Asinof is to be praised on many levels for this book. As a former collegiate and minor league baseball player, he gets his details impeccably correct, and his game action sequences are both entertaining and creative, often opening up on field possibilities which had been, up to this point, undreamed-of by this reader. Game action descriptions are often the bane of baseball fiction: either the author depends too heavily upon them to move the plot along, or else he or she doesn’t know enough about baseball to write the action well. Asinof is guilty of neither mistake.

I note that three of the fourteen chapters describe the worlds of women in Mike Kutner’s life, a rather revolutionary approach for sports fiction in 1952. The stories of Kutner’s sister, wife, and mother are empathetically and convincingly told, revealing as all the other chapters do that Mike Kutner is not a cardboard baseball card, he is a human being, and so are those whose lives are intertwined with his. Each chapter usually has some surprise in it as well, as when the father throws his son’s baseball mitt into the furnace, not the stuff of Hollywood-esque fictions about baseball. Or the revelation that the commissioner is relatively powerless to help Kutner when a corrupt owner blocks his path to the majors, essentially because Kutner is so good that the owner is making money on him at the minor league level.

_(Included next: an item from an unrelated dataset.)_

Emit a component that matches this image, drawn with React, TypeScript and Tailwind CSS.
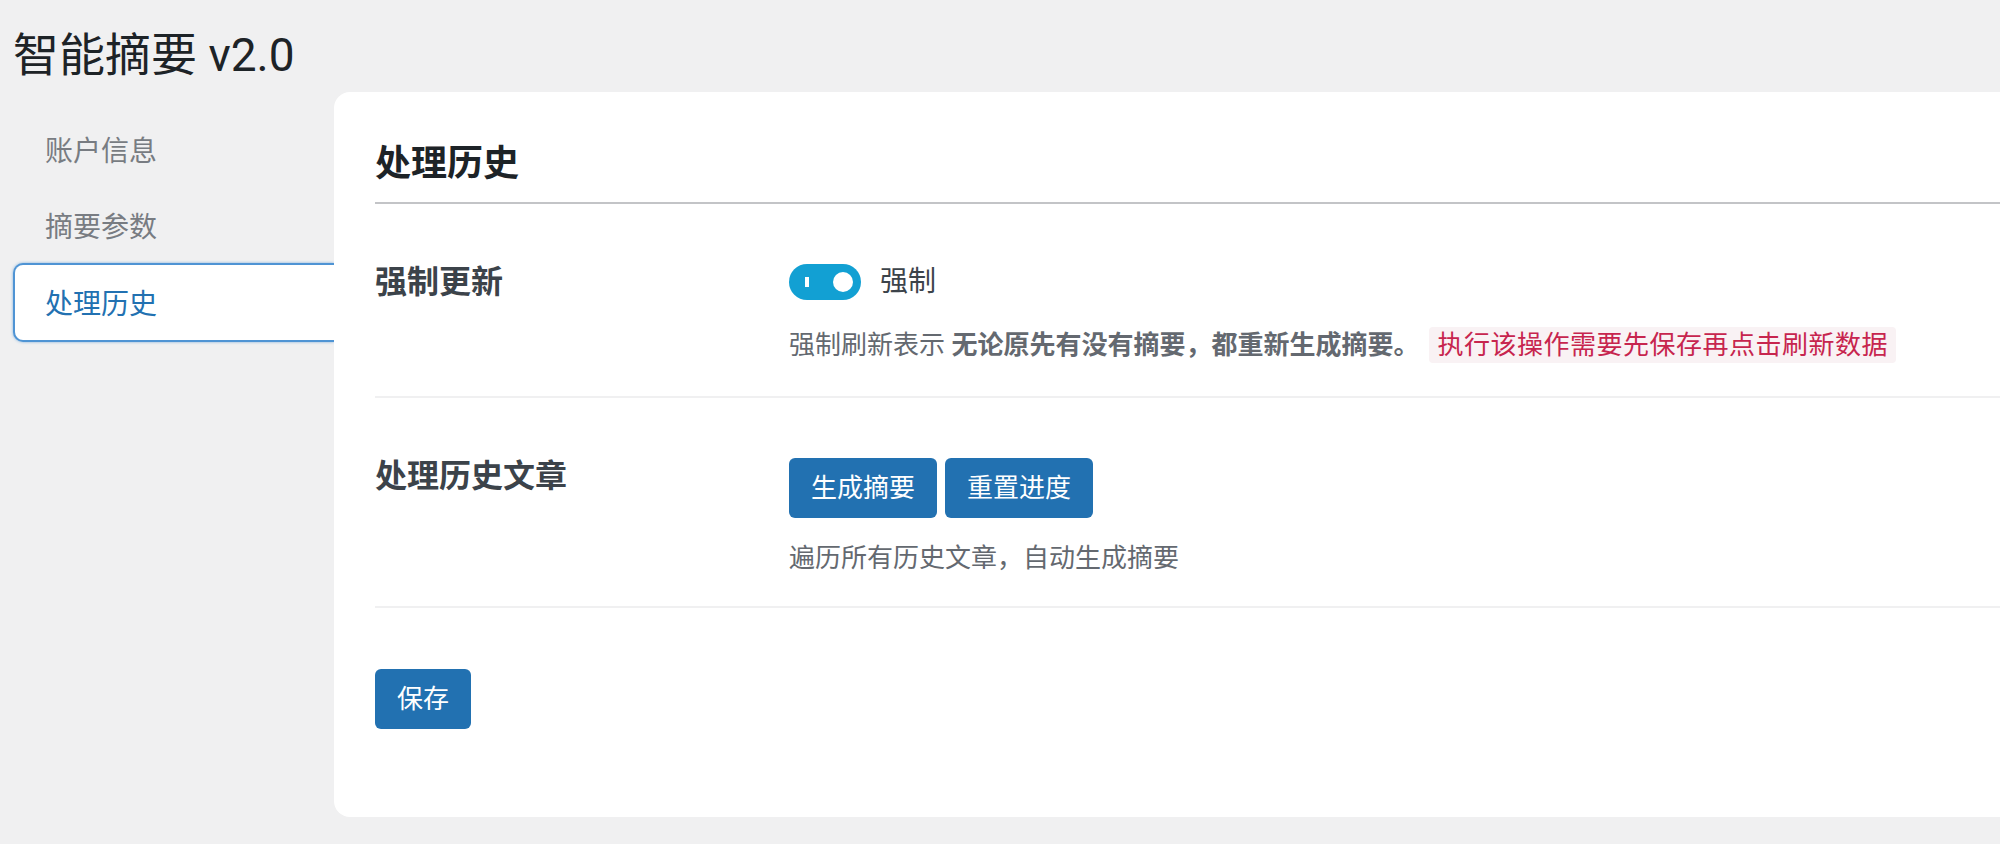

Asinof’s book is in fact a good summation of the labor relations situation that many players found themselves in in the 1940s and 50s. It is also a particularly good portrait of race relations in the game, written just a couple of years after Jackie Robinson and Larry Doby integrated baseball in 1947. Overall, it creates an impressionistic portrait of the world of minor league baseball at mid-century, when the game was still the unchallenged national pastime. I highly recommend the book to those who like to read about baseball, particularly the minor leagues. When I last checked, the book was available at the Hall of Fame bookstore, and is also available in the Hall’s library, if any readers are interested in taking a look.